If $(\mathbf{x}^\ast , \mathbf{y}^\ast , \mathbf{w}^\ast , \mathbf{s}^\ast )$ is a solution of the previously defined system of equations representing the KKT conditions, then $\mathbf{x}^\ast $ is also an optimal solution to the original LP model.

At each iteration the interior point algorithm solves a large, sparse system of linear equations as follows:

\[  \left[ \begin{array}{cc} \mathbf{Y}^{-1}\mathbf{S} &  \mathbf{A} \\ \mathbf{A}^\mr {T} &  - \mathbf{X}^{-1}\mathbf{W} \end{array}\right] \left[ \begin{array}{c} \Delta \mathbf{y} \\ \Delta \mathbf{x} \end{array} \right] = \left[ \begin{array}{c} \Xi \\ \Theta \\ \end{array} \right]  \]
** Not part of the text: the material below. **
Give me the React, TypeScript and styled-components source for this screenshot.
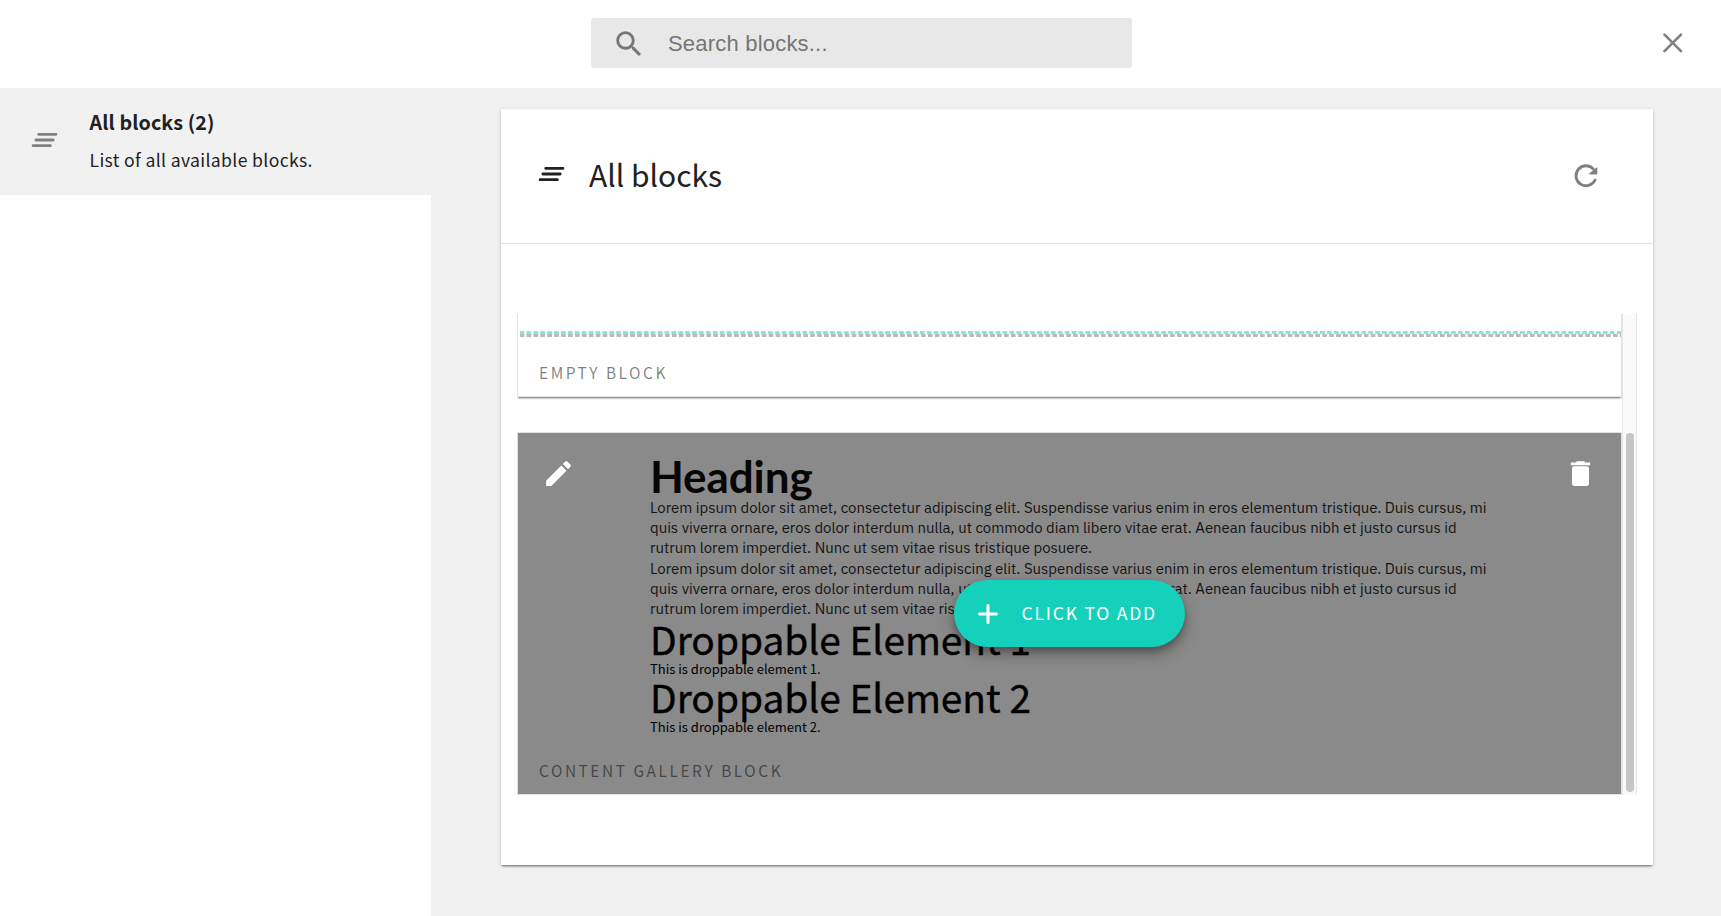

where $\Delta \mathbf{x}$ and $\Delta \mathbf{y}$ denote the vector of search directions in the primal and dual spaces, respectively; $\Theta $ and $\Xi $ constitute the vector of the right-hand sides.

The preceding system is known as the reduced KKT system. The interior point solver uses a preconditioned quasi-minimum residual algorithm to solve this system of equations efficiently.

An important feature of the interior point solver is that it takes full advantage of the sparsity in the constraint matrix, thereby enabling it to efficiently solve large-scale linear programs.

The interior point algorithm works simultaneously in the primal and dual spaces. It attains optimality when both primal and dual feasibility are achieved and when complementarity conditions hold. Therefore it is of interest to observe the following four measures:

  • Relative primal infeasibility measure $\alpha $:

    \[  \alpha = \frac{\| \mathbf{Ax} - \mathbf{b} - \mathbf{s}\| _2}{\| \mathbf{b}\| _2 + 1}  \]
  • Relative dual infeasibility measure $\beta $:

    \[  \beta = \frac{\| \mathbf{c} - \mathbf{A}^\textrm {T} \mathbf{y} - \mathbf{w} \| _2}{\| \mathbf{c}\| _2 + 1}  \]
  • Relative duality gap $\delta $:

    \[  \delta = \frac{|\mathbf{c}^\textrm {T}\mathbf{x} - \mathbf{b}^\textrm {T}\mathbf{y}|}{|\mathbf{c}^\textrm {T}\mathbf{x}| + 1}  \]
  • Absolute complementarity $\gamma $:

    \[  \gamma =\sum _{i=1}^ n x_ iw_ i + \sum _{i=1}^ m y_ i s_ i  \]

where $\| v\| _2$ is the Euclidean norm of the vector v. These measures are displayed in the iteration log.